Show every line below where "that" can be found.

- **DATASET EXTRACT**
· · · · · · ·
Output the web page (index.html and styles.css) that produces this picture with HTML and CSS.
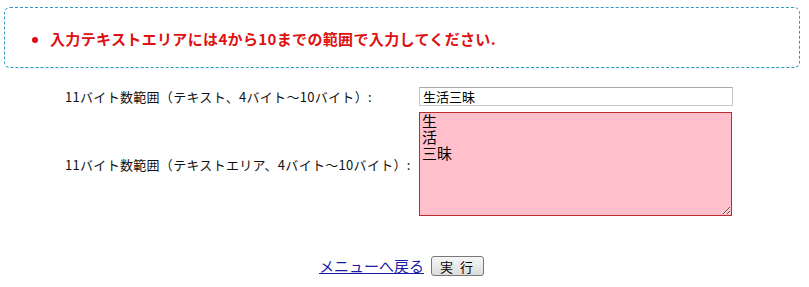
· · · · · · ·
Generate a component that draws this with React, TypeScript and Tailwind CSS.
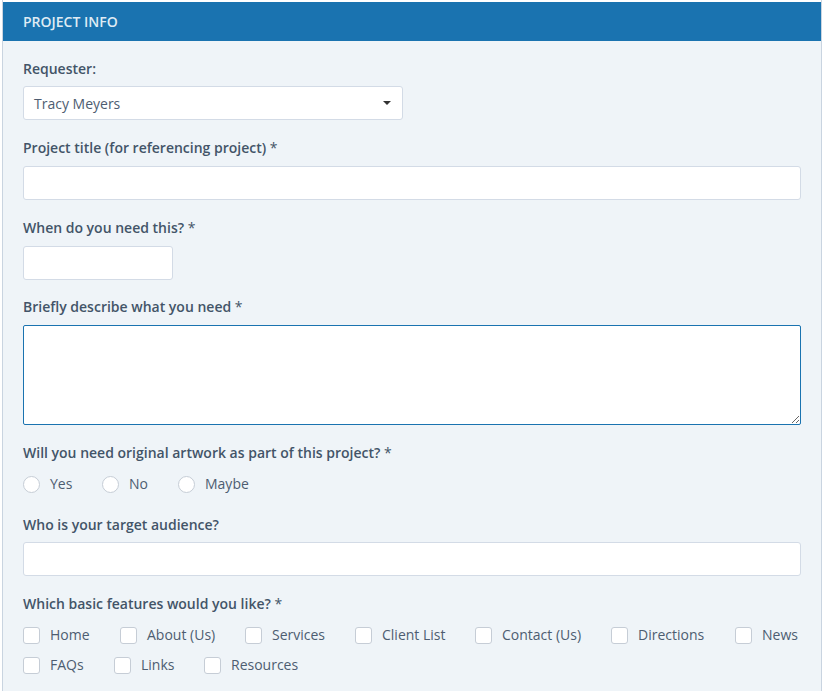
· · · · · · ·
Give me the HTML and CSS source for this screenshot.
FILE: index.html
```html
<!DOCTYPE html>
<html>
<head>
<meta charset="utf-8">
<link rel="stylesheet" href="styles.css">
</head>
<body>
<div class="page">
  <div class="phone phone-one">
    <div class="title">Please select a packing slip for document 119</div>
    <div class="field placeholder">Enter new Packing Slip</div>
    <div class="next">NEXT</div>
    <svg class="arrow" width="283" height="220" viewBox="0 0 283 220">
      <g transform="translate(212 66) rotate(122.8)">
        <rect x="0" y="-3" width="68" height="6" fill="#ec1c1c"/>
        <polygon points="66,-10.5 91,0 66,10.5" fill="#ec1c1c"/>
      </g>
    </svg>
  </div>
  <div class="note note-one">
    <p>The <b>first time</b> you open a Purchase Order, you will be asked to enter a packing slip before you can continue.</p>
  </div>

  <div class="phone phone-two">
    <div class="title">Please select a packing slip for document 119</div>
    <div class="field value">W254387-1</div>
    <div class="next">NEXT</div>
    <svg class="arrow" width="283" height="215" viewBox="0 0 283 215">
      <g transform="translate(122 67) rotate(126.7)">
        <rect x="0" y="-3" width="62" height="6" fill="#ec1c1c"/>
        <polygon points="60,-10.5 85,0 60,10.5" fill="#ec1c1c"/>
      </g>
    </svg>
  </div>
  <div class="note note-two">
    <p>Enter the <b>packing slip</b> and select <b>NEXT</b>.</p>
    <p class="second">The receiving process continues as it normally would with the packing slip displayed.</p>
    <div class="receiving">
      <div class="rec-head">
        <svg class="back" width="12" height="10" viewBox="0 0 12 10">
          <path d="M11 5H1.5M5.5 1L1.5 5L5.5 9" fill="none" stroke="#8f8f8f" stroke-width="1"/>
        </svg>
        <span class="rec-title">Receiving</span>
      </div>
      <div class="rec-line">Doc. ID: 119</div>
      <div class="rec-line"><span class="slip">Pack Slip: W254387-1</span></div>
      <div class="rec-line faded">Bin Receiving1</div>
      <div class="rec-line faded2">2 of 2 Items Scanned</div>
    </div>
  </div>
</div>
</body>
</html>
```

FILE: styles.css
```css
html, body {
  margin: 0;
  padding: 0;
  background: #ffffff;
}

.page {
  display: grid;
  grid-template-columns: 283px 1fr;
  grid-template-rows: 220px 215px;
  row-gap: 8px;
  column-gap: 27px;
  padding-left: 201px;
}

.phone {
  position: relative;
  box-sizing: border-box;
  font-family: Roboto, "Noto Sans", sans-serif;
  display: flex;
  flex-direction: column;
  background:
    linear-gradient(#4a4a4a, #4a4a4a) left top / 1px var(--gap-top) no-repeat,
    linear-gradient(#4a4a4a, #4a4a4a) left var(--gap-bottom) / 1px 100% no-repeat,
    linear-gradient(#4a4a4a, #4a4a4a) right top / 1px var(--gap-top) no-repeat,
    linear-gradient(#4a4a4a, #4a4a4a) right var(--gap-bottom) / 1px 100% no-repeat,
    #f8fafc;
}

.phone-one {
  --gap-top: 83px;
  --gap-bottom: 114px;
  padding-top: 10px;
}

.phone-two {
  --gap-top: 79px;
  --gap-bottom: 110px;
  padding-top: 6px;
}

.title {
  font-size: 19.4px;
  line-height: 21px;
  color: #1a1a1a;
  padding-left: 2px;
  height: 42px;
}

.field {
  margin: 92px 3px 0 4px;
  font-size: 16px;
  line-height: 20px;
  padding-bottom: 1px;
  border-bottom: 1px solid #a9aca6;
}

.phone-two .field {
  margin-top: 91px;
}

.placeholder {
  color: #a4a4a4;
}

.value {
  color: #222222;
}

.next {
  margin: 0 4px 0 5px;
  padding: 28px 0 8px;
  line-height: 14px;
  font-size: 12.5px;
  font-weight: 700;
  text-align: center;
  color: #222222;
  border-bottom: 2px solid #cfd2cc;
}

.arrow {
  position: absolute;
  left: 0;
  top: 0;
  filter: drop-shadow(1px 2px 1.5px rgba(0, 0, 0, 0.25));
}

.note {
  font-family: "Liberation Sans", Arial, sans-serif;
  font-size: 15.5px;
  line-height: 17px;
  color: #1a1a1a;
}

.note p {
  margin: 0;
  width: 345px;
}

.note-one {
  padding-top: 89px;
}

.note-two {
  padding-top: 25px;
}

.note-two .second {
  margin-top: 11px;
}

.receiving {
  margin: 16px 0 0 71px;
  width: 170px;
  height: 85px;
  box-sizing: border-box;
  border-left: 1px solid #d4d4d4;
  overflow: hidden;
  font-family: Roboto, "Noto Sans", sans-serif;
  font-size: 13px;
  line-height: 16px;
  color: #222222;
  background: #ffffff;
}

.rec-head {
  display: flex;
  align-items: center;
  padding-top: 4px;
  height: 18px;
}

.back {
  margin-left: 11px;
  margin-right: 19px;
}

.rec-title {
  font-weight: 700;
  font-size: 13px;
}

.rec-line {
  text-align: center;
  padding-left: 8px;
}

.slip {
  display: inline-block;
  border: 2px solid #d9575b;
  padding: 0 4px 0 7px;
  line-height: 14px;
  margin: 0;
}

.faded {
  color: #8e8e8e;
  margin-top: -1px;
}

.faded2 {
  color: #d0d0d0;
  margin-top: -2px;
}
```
· · · · · · ·
- **SOLUTION**
Output the web page (index.html and styles.css) that produces this picture with HTML and CSS.
Generate a component that draws this with React, TypeScript and Tailwind CSS.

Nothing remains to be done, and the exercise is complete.